Assuming that the compiler aligns all ints at the boundaries of cpu word, it should be possible. I use gcc (g++). Tests also shows that it seems work correctly. But maybe someone knows it for sure?
Solution
Use gcc's builtin atomic operations and you'll get warnings if they're not supported: http://gcc.gnu.org/onlinedocs/gcc-4.1.2/gcc/Atomic-Builtins.html
It looks like combinations of addition/subtraction and testing (at least) are possible on the hardware: http://rswiki.csie.org/lxr/http/source/include/asm-mips/atomic.h
OTHER TIPS
Depends on the operation.

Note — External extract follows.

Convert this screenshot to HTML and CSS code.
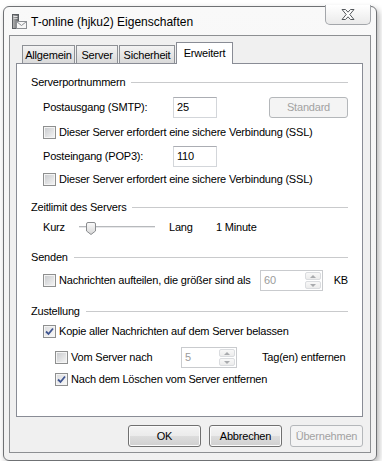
FILE: index.html
```html
<!DOCTYPE html>
<html lang="de">
  <head>
    <meta charset="UTF-8" />
    <title>T-online (hjku2) Eigenschaften</title>
    <link rel="stylesheet" href="styles.css">
  </head>

  <body>
    <div class="window">
      <div class="titlebar">
        <svg class="app-icon" width="16" height="16" viewBox="0 0 16 16">
          <defs>
            <linearGradient id="tower" x1="0" x2="1" y1="0" y2="0">
              <stop offset="0" stop-color="#b8b8b8" />
              <stop offset="1" stop-color="#5f6266" />
            </linearGradient>
          </defs>
          <rect x="1.5" y="0.5" width="6" height="14" fill="url(#tower)" stroke="#5a5d61" />
          <rect x="2.5" y="2" width="4" height="1" fill="#e4e4e4" />
          <rect x="2.5" y="4" width="4" height="1" fill="#d0d0d0" />
          <rect x="5.5" y="7.5" width="10" height="7" fill="#f6f6f6" stroke="#8b8e92" />
          <path d="M5.5 7.5 L10.5 11.5 L15.5 7.5" fill="none" stroke="#8b8e92" />
        </svg>
        <span class="title">T-online (hjku2) Eigenschaften</span>
        <div class="close-btn">
          <svg width="14" height="11" viewBox="0 0 14 11">
            <path d="M1 0.5 H4.5 L7 3.2 L9.5 0.5 H13 L8.8 5.5 L13 10.5 H9.5 L7 7.8 L4.5 10.5 H1 L5.2 5.5 Z"
              fill="#fff" stroke="#55585c" stroke-linejoin="round" />
          </svg>
        </div>
      </div>

      <div class="client">
        <div class="tabs">
          <div class="tab tab-allgemein">Allgemein</div>
          <div class="tab tab-server">Server</div>
          <div class="tab tab-sicherheit">Sicherheit</div>
          <div class="tab tab-erweitert active">Erweitert</div>
        </div>

        <div class="panel">
          <div class="group">
            <div class="ghead"><span>Serverportnummern</span><div class="rule"></div></div>
            <div class="row tall mt7">
              <span class="label port-label">Postausgang (SMTP):</span>
              <div class="textbox port">25</div>
              <div class="btn small disabled">Standard</div>
            </div>
            <div class="row mt7">
              <span class="cb"></span>
              <span>Dieser Server erfordert eine sichere Verbindung (SSL)</span>
            </div>
            <div class="row tall mt6">
              <span class="label port-label">Posteingang (POP3):</span>
              <div class="textbox port">110</div>
            </div>
            <div class="row mt5">
              <span class="cb"></span>
              <span>Dieser Server erfordert eine sichere Verbindung (SSL)</span>
            </div>
          </div>

          <div class="group mt13">
            <div class="ghead"><span>Zeitlimit des Servers</span><div class="rule"></div></div>
            <div class="row mt5">
              <span class="label kurz">Kurz</span>
              <div class="slider">
                <svg class="thumb" width="10" height="13" viewBox="0 0 10 13">
                  <defs>
                    <linearGradient id="thumbfill" x1="0" x2="0" y1="0" y2="1">
                      <stop offset="0" stop-color="#fbfbfb" />
                      <stop offset="1" stop-color="#d6d6d6" />
                    </linearGradient>
                  </defs>
                  <path d="M2 0.5 H8 Q9.5 0.5 9.5 2 V9 L5 12.5 L0.5 9 V2 Q0.5 0.5 2 0.5 Z"
                    fill="url(#thumbfill)" stroke="#8a8c8f" />
                </svg>
              </div>
              <span class="label lang">Lang</span>
              <span>1 Minute</span>
            </div>
          </div>

          <div class="group mt15">
            <div class="ghead"><span>Senden</span><div class="rule"></div></div>
            <div class="row tall mt5">
              <span class="cb"></span>
              <span class="label split-label">Nachrichten aufteilen, die größer sind als</span>
              <div class="spin spin-kb">
                <span class="spin-val">60</span>
                <div class="spin-btns">
                  <div class="spin-up"><i></i></div>
                  <div class="spin-down"><i></i></div>
                </div>
              </div>
              <span class="unit-kb">KB</span>
            </div>
          </div>

          <div class="group mt13">
            <div class="ghead"><span>Zustellung</span><div class="rule"></div></div>
            <div class="row mt5">
              <span class="cb checked">
                <svg width="9" height="9" viewBox="0 0 9 9"><path d="M1 4.5 L3.5 7 L8 1.5" fill="none" stroke="#3f5590" stroke-width="1.8" /></svg>
              </span>
              <span>Kopie aller Nachrichten auf dem Server belassen</span>
            </div>
            <div class="row tall indent mt8">
              <span class="cb"></span>
              <span class="label days-label">Vom Server nach</span>
              <div class="spin spin-days">
                <span class="spin-val">5</span>
                <div class="spin-btns">
                  <div class="spin-up"><i></i></div>
                  <div class="spin-down"><i></i></div>
                </div>
              </div>
              <span class="unit-days">Tag(en) entfernen</span>
            </div>
            <div class="row indent mt4">
              <span class="cb checked">
                <svg width="9" height="9" viewBox="0 0 9 9"><path d="M1 4.5 L3.5 7 L8 1.5" fill="none" stroke="#3f5590" stroke-width="1.8" /></svg>
              </span>
              <span>Nach dem Löschen vom Server entfernen</span>
            </div>
          </div>
        </div>

        <div class="actions">
          <div class="btn">OK</div>
          <div class="btn">Abbrechen</div>
          <div class="btn disabled">Übernehmen</div>
        </div>
      </div>
    </div>
  </body>
</html>
```
FILE: styles.css
```css
body {
  margin: 0;
  background-color: #ffffff;
  font-family: "Liberation Sans", Arial, sans-serif;
  font-size: 11px;
  letter-spacing: -0.2px;
  color: #000000;
}

.window {
  box-sizing: border-box;
  width: 374px;
  height: 455px;
  margin: 6px 0 0 3px;
  padding: 0 5px 7px;
  display: flex;
  flex-direction: column;
  border: 1px solid #6f7174;
  border-radius: 6px;
  background: linear-gradient(#f9f9f9, #f1f1f1);
  box-shadow: 2px 3px 6px rgba(0, 0, 0, 0.3);
}

.titlebar {
  height: 28px;
  display: flex;
  align-items: center;
  padding-left: 2px;
}

.app-icon {
  flex: none;
  margin-top: 2px;
}

.title {
  margin-left: 4px;
  margin-top: 2px;
  font-size: 12px;
  letter-spacing: 0;
  color: #000000;
}

.close-btn {
  box-sizing: border-box;
  width: 46px;
  height: 20px;
  margin-left: auto;
  align-self: flex-start;
  margin-top: -2px;
  display: flex;
  align-items: center;
  justify-content: center;
  border: 1px solid #a3a6aa;
  border-top: none;
  border-radius: 0 0 5px 5px;
  background: linear-gradient(#ffffff, #eaeaea);
}

.client {
  flex: 1;
  display: flex;
  flex-direction: column;
  border: 1px solid #8d8f92;
  background-color: #f0f0f0;
  padding: 6px 7px 0 6px;
}

.tabs {
  height: 21px;
  display: flex;
  align-items: flex-end;
  padding-left: 6px;
}

.tab {
  box-sizing: border-box;
  height: 18px;
  display: flex;
  align-items: center;
  justify-content: center;
  margin-right: 1px;
  border: 1px solid #8d9095;
  border-bottom: none;
  background: linear-gradient(#f3f3f3, #e6e6e6 50%, #dadada);
}

.tab-allgemein { width: 53px; }
.tab-server { width: 42px; }
.tab-sicherheit { width: 56px; }
.tab-erweitert { width: 57px; }

.tab.active {
  height: 22px;
  margin-bottom: -1px;
  padding-bottom: 1px;
  position: relative;
  z-index: 1;
  background: #ffffff;
  border-color: #898c95;
}

.panel {
  box-sizing: border-box;
  height: 354px;
  border: 1px solid #898c95;
  background-color: #ffffff;
  padding: 11px 14px 0 14px;
}

.group {
  display: flex;
  flex-direction: column;
}

.ghead {
  height: 15px;
  line-height: 15px;
  display: flex;
  align-items: center;
}

.rule {
  flex: 1;
  height: 1px;
  margin-left: 6px;
  background-color: #c9cacc;
}

.row {
  height: 15px;
  line-height: 15px;
  display: flex;
  align-items: center;
  padding-left: 12px;
  white-space: nowrap;
}

.row.tall {
  height: 21px;
}

.row.indent {
  padding-left: 24px;
}

.mt4 { margin-top: 4px; }
.mt5 { margin-top: 5px; }
.mt6 { margin-top: 6px; }
.mt7 { margin-top: 7px; }
.mt8 { margin-top: 8px; }
.mt13 { margin-top: 13px; }
.mt15 { margin-top: 15px; }

.label {
  flex: none;
}

.port-label { width: 130px; }
.kurz { width: 36px; }
.lang { width: 47px; margin-left: 14px; }
.split-label { width: 201px; }
.days-label { width: 110px; }

.textbox {
  box-sizing: border-box;
  height: 21px;
  padding-left: 3px;
  display: flex;
  align-items: center;
  border: 1px solid #d3d6da;
  border-top-color: #abadb3;
  background-color: #ffffff;
}

.port {
  width: 44px;
}

/* checkbox */
.cb {
  box-sizing: border-box;
  flex: none;
  width: 13px;
  height: 13px;
  margin-right: 3px;
  display: flex;
  align-items: center;
  justify-content: center;
  border: 1px solid #8e8f8f;
  background: linear-gradient(135deg, #c6c8cb, #f6f6f6);
  box-shadow: inset 0 0 0 1px #f4f4f4;
}

.cb.checked {
  background: linear-gradient(135deg, #dadbdd, #fafafa);
}

/* slider */
.slider {
  width: 76px;
  height: 15px;
  display: flex;
  align-items: center;
  background: linear-gradient(transparent 6px, #b7b9bc 6px, #b7b9bc 7px, #e7e8ea 7px, #e7e8ea 8px, transparent 8px);
}

.thumb {
  margin-left: 7px;
  margin-top: 1px;
}

/* spinner */
.spin {
  box-sizing: border-box;
  height: 21px;
  display: flex;
  border: 1px solid #c9cbce;
  background-color: #ffffff;
  color: #9b9b9b;
}

.spin-kb { width: 71px; }
.spin-days { width: 56px; }

.spin-val {
  flex: 1;
  padding-left: 3px;
  line-height: 19px;
}

.spin-btns {
  width: 16px;
  display: flex;
  flex-direction: column;
  gap: 1px;
  padding: 1px 1px 1px 0;
}

.spin-up,
.spin-down {
  flex: 1;
  display: flex;
  align-items: center;
  justify-content: center;
  border: 1px solid #dadcdf;
  border-radius: 2px;
  background: linear-gradient(#f8f8f8, #ececec);
}

.spin-up i,
.spin-down i {
  width: 0;
  height: 0;
  border-left: 3px solid transparent;
  border-right: 3px solid transparent;
}

.spin-up i {
  border-bottom: 3px solid #a9abae;
}

.spin-down i {
  border-top: 3px solid #a9abae;
}

.unit-kb { margin-left: 11px; }
.unit-days { margin-left: 25px; }

/* buttons */
.btn {
  box-sizing: border-box;
  width: 73px;
  height: 22px;
  display: flex;
  align-items: center;
  justify-content: center;
  border: 1px solid #707070;
  border-radius: 3px;
  background: linear-gradient(#f4f4f4, #ebebeb 50%, #dddddd 50%, #d0d0d0);
  box-shadow: inset 0 0 0 1px #fbfbfb;
}

.btn.disabled {
  border-color: #b4b7ba;
  background: #f4f4f4;
  box-shadow: none;
  color: #a2a2a2;
}

.btn.small {
  width: 79px;
  height: 21px;
  margin-left: auto;
}

.actions {
  display: flex;
  justify-content: flex-end;
  gap: 8px;
  margin-top: 8px;
}
```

Having stared at enough disassembled programs in MIPS, I know that only some operations are atomic.
assignment of a new value could be 1 op or more, you'd have to look at the assembly.
eg:
x = 0; // move $a0, $0
x = 0x50000; // lui $a0, 0x0005
x = 0x50234; // lui $a0, 0x0005
// ori $a0, 0x0234
MIPS assembley reference or here
see here to see danube and amazon are MIPS32, which my example covers, and therefore not all 32bit integer immediate can be written atomically.
see R10000 in above posting is MIPS64. Since a 32bit value would be half the register size, it could be an atomic load/write.
Which operations? It's plausible that int a; a=42; is atomic. There's no guarantee that a= a+42; is atomic, or in any variants like with ++. Also, you have to be concerned about what the optimizer might do, say by holding an intermediate value in a register when convenient.
The question invites misleading answers.
You can only authoritatively answer "is it atomic" questions about assembly/machine language.
Any given C/C++ code fragment makes no guarantees, can vary depending on exactly which compiler (and version) you use, etc. (Unless you call some platform-specific intrinsic or whatnot that is guaranteed to compile to a known atomic machine instruction.)